I do have this nagging dream of being a writer. That seems to be all I have to say about that. I really need to figure out what is holding me back from giving it that old college try... Fear of failing...

Aside from the laughter and the sunglasses yesterday my son seems to be improving. He ate a good dinner which is always good to see. After dinner we all went for a drive to get my son his cigarettes. 5 more cartons so 1000 cigarettes. We last got him 5 cartons on May 25 so 3.5 weeks ago. So averaging a 2 pack or 40 cigarettes a day habit. He was actually coming down from that and was probably worse then that a year ago. However this latest journey into psychosis land means an increase in smoking. Hopefully it was start to slow down some as he regains himself. Hubby and I quit smoking over a month ago so sometimes it's a little hard to take. After the drive for smokes we dropped him off at his friend's place for the night...

One of those rare occasions where hubby and I find ourselves alone for the night and I wasn't being cranky. I even managed without the aid of an elastic band to not got irked so that I would not get cranky and ruin our chances of a 'good' evening together. It worked! Hubby and I had a 'good' evening ;). As a couple we needed this. He is my main support in pretty much every way and our relationship needs the attention. I was a little bemused this morning when I saw my hubby's PJ's folded and not on the floor as usual. A little attention can go a long ways. We both woke up happy and in love. Not that we aren't in love all of the time but life's responsibilities can sometimes get in the way of acting out that love.

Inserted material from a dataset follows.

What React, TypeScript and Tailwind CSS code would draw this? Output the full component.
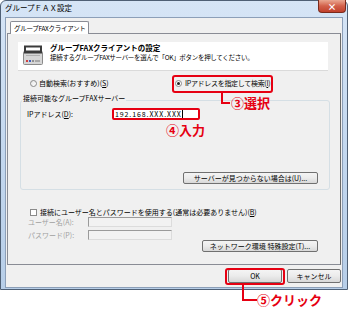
import React from 'react';

const Btn: React.FC<{ label: string; className?: string }> = ({ label, className = '' }) => (
  <div
    className={`flex items-center justify-center rounded-[2px] border border-[#707070] bg-linear-to-b from-[#f4f4f4] via-[#ebebeb] to-[#d8d8d8] text-[7px] text-black ${className}`}
  >
    {label}
  </div>
);

const FaxIcon = () => (
  <svg width="20" height="20" viewBox="0 0 20 20">
    <rect x="0.5" y="6.5" width="19" height="13" rx="1" fill="#d6d6d6" stroke="#8a8a8a" />
    <rect x="1" y="0.5" width="18" height="8" fill="#3b3b3b" />
    <rect x="3" y="2.5" width="14" height="3" fill="#ffffff" />
    <rect x="3" y="10" width="14" height="1" fill="#b0b0b0" />
    <rect x="3" y="15" width="2" height="2" fill="#d04040" />
    <rect x="6" y="15" width="2" height="2" fill="#4060c0" />
    <rect x="9" y="15" width="2" height="2" fill="#909090" />
    <rect x="12" y="15" width="5" height="2" fill="#a8a8a8" />
  </svg>
);

const App: React.FC = () => {
  return (
    <div className="relative w-[350px] h-[309px] overflow-hidden bg-white font-['Noto_Sans_CJK_JP',sans-serif] text-[7px] leading-none text-black">
      {/* Window */}
      <div className="flex h-[290px] w-[348px] flex-col rounded-t-[6px] border border-[#4f6075] bg-linear-to-b from-[#d6e5f6] via-[#c4d8ef] to-[#b7cee8] px-[4px] pb-[1px]">
        {/* Title bar */}
        <div className="flex h-[16px] items-start justify-between">
          <span className="mt-[3px] text-[7.5px]">グループＦＡＸ設定</span>
          <div className="-mr-[3px] -mt-px flex h-[13px] w-[28px] items-center justify-center rounded-b-[4px] border border-t-0 border-[#7a2a1c] bg-linear-to-b from-[#e9a792] via-[#d2604a] to-[#c0402c] text-[9px] font-bold text-white">
            ×
          </div>
        </div>

        {/* Client area */}
        <div className="flex flex-1 flex-col border border-[#8c9fb8] bg-[#f0f0f0]">
          {/* Tab strip */}
          <div className="flex h-[15px] pl-[4px] pt-[3px]">
            <div className="relative z-10 -mb-px flex h-[13px] items-center rounded-t-[2px] border border-b-0 border-[#898c95] bg-white px-[3px] text-[6.5px] tracking-[-0.3px]">
              グループFAXクライアント
            </div>
          </div>

          {/* Tab panel */}
          <div className="mx-[1px] flex h-[232px] flex-col border border-[#898c95] border-r-[#6a6a6a] bg-[#f0f0f0]">
            {/* Header */}
            <div className="ml-[10px] mt-[8px] flex h-[29px] w-[310px] items-start border-b border-[#dadada] bg-white">
              <div className="ml-[5px] mt-[3px]">
                <FaxIcon />
              </div>
              <div className="ml-[7px] flex flex-col">
                <span className="mt-[2px] text-[7.5px] font-bold">グループFAXクライアントの設定</span>
                <span className="mt-[2px] text-[6.5px] tracking-[-0.3px]">接続するグループFAXサーバーを選んで「OK」ボタンを押してください。</span>
              </div>
            </div>

            {/* Radios */}
            <div className="mt-[8px] flex h-[8px] items-center pl-[22px]">
              <div className="flex w-[145px] items-center">
                <span className="h-[7px] w-[7px] rounded-full border border-[#8a8a8a] bg-linear-to-br from-[#e6e6e6] to-white" />
                <span className="ml-[2px]">自動検索(おすすめ)(<span className="underline">S</span>)</span>
              </div>
              <div className="flex items-center">
                <span className="flex h-[7px] w-[7px] items-center justify-center rounded-full border border-[#8a8a8a] bg-white">
                  <span className="h-[3px] w-[3px] rounded-full bg-[#202020]" />
                </span>
                <span className="ml-[3px] tracking-[-0.3px]">IPアドレスを指定して検索(<span className="underline">I</span>)</span>
              </div>
            </div>

            {/* Group box */}
            <div className="relative ml-[12px] mt-[13px] flex h-[90px] w-[310px] flex-col rounded-[3px] border border-[#d5dfe5]">
              <span className="absolute left-[1px] top-[-6px] bg-[#f0f0f0] px-[1px]">接続可能なグループFAXサーバー</span>
              <div className="mt-[7px] flex items-center pl-[6px]">
                <span className="w-[85px]">IPアドレス(<span className="underline">D</span>):</span>
                <div className="flex h-[12px] w-[88px] items-center rounded-[2px] border-2 border-[#e60012] bg-white pl-[1px]">
                  <span className="text-[7px] tracking-[0.9px]">192.168.XXX.XXX</span>
                  <span className="h-[8px] w-px bg-black" />
                </div>
              </div>
              <Btn label="サーバーが見つからない場合は(U)..." className="mb-[5px] mr-[11px] mt-auto h-[12px] w-[135px] self-end" />
            </div>

            {/* Auth */}
            <div className="mt-[18px] flex h-[8px] items-center pl-[22px]">
              <span className="h-[7px] w-[7px] border border-[#8a8a8a] bg-white" />
              <span className="ml-[3px]">接続にユーザー名とパスワードを使用する(通常は必要ありません)(<span className="underline">B</span>)</span>
            </div>
            <div className="mt-px flex items-center pl-[20px] text-[#a0a0a0]">
              <span className="w-[60px]">ユーザー名(A):</span>
              <span className="h-[10px] w-[84px] border border-[#9a9a9a] border-b-[#dcdcdc] border-r-[#dcdcdc] bg-[#f2f2f2]" />
            </div>
            <div className="mt-[3px] flex items-center pl-[20px] text-[#a0a0a0]">
              <span className="w-[60px]">パスワード(P):</span>
              <span className="h-[10px] w-[84px] border border-[#9a9a9a] border-b-[#dcdcdc] border-r-[#dcdcdc] bg-[#f2f2f2]" />
            </div>
            <Btn label="ネットワーク環境 特殊設定(T)..." className="mr-[22px] h-[12px] w-[116px] self-end" />
          </div>

          {/* Dialog buttons */}
          <div className="mt-[4px] flex h-[14px] justify-end gap-[5px] pr-[1px]">
            <Btn label="OK" className="w-[54px]" />
            <Btn label="キャンセル" className="w-[54px]" />
          </div>
        </div>
      </div>

      {/* Annotations */}
      <div className="absolute left-[172px] top-[75px] h-[18px] w-[101px] rounded-[3px] border-2 border-[#e60012]" />
      <div className="absolute left-[221px] top-[93px] h-[11px] w-[9px] border-b-2 border-l-2 border-[#e60012]" />
      <span className="absolute left-[231px] top-[96px] text-[13px] font-bold text-[#e60012]">③選択</span>
      <span className="absolute left-[166px] top-[123px] text-[13px] font-bold text-[#e60012]">④入力</span>
      <div className="absolute left-[225px] top-[268px] h-[17px] w-[60px] rounded-[3px] border-2 border-[#e60012]" />
      <div className="absolute left-[242px] top-[285px] h-[16px] w-[15px] border-b-2 border-l-2 border-[#e60012]" />
      <span className="absolute left-[257px] top-[293px] text-[13px] font-bold text-[#e60012]">⑤クリック</span>
    </div>
  );
};

export default App;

I have the whole day and the apartment to myself for the day! Perhaps I will finally get my packing done and play Barbie dress up. I have no idea what I'm going to wear for my daughter's graduation. Other then that I think everything is almost in order for us to leave tomorrow. Hubby will pick my son up on his way home from work today. In keeping with these loving feelings I will do my best to great my hubby at the door with a big hug and kiss. I used to all the time. Somehow life just got in the way.